__Source data__.
— Begin —

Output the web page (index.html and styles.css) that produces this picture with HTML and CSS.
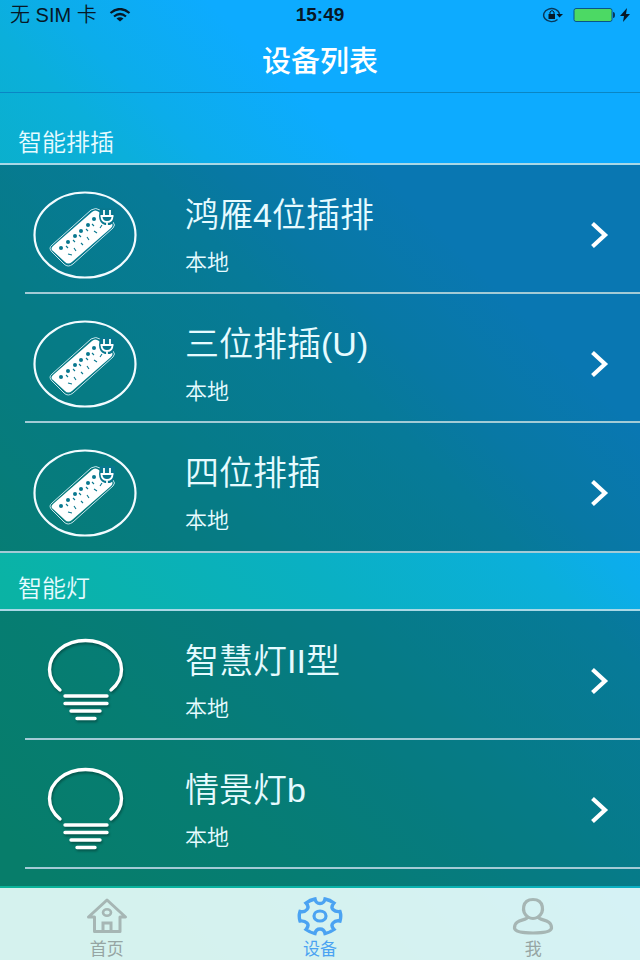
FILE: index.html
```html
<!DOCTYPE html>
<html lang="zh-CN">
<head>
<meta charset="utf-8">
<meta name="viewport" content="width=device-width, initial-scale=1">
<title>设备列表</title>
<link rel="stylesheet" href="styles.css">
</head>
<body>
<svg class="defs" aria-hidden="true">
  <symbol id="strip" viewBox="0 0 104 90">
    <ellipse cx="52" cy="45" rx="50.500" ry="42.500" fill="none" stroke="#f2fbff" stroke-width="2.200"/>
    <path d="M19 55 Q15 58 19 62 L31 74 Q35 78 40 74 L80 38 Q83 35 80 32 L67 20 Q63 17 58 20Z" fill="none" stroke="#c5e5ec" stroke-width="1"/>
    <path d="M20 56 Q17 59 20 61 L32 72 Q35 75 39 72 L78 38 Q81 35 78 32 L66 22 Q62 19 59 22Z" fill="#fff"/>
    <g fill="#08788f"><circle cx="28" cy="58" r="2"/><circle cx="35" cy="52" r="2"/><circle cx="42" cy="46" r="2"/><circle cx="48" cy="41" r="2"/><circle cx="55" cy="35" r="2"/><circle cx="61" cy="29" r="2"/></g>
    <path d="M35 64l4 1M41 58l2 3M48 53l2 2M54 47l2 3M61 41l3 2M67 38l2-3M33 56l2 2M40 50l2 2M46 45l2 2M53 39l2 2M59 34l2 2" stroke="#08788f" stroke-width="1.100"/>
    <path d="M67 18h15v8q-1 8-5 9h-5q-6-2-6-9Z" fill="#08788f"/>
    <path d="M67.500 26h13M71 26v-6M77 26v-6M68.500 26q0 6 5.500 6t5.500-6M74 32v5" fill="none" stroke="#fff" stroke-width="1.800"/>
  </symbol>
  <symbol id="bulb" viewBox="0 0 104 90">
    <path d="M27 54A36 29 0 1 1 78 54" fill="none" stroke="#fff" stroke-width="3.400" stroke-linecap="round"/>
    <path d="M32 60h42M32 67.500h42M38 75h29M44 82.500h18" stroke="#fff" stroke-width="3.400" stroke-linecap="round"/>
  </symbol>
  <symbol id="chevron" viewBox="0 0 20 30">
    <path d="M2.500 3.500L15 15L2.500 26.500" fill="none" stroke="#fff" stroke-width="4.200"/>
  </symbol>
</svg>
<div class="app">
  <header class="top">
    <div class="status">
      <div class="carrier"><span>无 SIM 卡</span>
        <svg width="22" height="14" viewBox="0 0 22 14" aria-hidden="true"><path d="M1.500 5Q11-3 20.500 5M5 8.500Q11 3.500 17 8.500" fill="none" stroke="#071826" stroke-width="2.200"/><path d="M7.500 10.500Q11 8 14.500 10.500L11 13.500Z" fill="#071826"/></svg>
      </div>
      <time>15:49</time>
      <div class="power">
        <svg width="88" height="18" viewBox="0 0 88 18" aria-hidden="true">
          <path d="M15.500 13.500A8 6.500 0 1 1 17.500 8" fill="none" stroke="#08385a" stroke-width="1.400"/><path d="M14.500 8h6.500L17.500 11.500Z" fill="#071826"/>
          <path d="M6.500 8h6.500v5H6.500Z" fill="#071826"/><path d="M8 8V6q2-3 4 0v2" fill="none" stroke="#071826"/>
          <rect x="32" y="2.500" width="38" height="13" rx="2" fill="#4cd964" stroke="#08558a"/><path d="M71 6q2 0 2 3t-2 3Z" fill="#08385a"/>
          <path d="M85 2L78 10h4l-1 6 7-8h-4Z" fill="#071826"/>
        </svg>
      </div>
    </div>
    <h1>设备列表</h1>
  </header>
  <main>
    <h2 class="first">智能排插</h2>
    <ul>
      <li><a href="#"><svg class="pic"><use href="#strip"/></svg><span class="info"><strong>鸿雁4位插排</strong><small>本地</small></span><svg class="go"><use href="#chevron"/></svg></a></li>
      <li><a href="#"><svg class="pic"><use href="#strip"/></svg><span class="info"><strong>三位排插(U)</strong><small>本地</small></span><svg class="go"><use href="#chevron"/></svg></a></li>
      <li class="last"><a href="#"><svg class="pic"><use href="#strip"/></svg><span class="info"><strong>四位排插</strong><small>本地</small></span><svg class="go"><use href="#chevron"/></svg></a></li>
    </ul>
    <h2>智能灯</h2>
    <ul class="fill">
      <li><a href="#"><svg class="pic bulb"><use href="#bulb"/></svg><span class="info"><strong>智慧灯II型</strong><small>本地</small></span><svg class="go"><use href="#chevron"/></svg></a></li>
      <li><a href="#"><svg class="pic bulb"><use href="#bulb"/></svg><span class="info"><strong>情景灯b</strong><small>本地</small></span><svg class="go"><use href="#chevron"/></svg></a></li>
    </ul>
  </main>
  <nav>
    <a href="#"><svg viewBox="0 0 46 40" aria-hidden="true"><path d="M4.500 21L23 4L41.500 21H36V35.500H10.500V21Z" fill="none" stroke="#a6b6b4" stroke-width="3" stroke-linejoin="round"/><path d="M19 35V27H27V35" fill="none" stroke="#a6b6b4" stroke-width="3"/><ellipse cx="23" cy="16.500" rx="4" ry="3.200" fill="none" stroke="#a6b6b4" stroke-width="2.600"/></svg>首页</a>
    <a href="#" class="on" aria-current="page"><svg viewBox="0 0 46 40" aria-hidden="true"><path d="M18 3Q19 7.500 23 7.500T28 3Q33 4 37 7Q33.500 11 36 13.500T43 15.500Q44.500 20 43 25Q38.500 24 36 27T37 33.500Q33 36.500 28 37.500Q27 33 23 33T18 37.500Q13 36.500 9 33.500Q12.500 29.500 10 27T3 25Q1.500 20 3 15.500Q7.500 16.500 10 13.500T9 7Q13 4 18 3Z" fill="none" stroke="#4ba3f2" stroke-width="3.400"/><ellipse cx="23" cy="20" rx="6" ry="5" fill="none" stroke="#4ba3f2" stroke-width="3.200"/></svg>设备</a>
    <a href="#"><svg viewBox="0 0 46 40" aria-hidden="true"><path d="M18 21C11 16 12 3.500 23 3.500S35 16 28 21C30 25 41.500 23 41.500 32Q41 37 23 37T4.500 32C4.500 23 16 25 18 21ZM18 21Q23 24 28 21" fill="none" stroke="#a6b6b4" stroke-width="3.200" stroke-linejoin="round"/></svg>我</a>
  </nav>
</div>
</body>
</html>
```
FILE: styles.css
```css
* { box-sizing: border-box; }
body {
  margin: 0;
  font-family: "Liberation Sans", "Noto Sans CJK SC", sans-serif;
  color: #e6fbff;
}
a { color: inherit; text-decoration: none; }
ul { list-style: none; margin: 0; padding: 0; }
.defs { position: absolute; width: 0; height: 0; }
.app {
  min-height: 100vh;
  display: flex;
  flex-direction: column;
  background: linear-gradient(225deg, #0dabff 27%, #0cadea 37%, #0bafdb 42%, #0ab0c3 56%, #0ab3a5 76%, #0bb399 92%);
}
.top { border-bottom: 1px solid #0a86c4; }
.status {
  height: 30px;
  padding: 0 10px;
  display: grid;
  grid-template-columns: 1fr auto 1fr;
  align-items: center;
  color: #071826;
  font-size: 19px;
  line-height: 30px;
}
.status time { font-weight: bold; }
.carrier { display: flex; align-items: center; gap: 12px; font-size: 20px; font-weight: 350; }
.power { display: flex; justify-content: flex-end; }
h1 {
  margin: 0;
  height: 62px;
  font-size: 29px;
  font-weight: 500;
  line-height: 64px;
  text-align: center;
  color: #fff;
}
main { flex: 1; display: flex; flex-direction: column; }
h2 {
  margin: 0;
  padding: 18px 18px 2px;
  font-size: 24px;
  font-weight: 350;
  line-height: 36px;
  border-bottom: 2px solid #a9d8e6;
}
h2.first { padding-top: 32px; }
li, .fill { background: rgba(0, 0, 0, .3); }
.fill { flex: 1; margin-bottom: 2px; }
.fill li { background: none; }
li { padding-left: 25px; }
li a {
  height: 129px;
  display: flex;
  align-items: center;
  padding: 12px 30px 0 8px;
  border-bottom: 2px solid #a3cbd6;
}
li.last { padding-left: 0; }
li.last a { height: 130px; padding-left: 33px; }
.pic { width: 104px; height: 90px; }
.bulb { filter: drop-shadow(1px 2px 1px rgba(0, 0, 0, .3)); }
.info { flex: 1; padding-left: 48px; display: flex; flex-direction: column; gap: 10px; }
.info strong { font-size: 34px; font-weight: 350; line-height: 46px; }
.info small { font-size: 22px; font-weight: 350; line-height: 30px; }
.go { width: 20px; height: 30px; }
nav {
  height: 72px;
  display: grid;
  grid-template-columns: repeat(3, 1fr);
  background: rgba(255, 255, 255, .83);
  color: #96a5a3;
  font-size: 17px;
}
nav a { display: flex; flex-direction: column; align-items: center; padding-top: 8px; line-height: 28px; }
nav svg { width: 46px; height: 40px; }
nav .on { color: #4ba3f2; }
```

— End —

__Task requirements__. Go over the data above and copy every line that has the word "styles" in it.

__Completed exercise__.
Output the web page (index.html and styles.css) that produces this picture with HTML and CSS.
<link rel="stylesheet" href="styles.css">
FILE: styles.css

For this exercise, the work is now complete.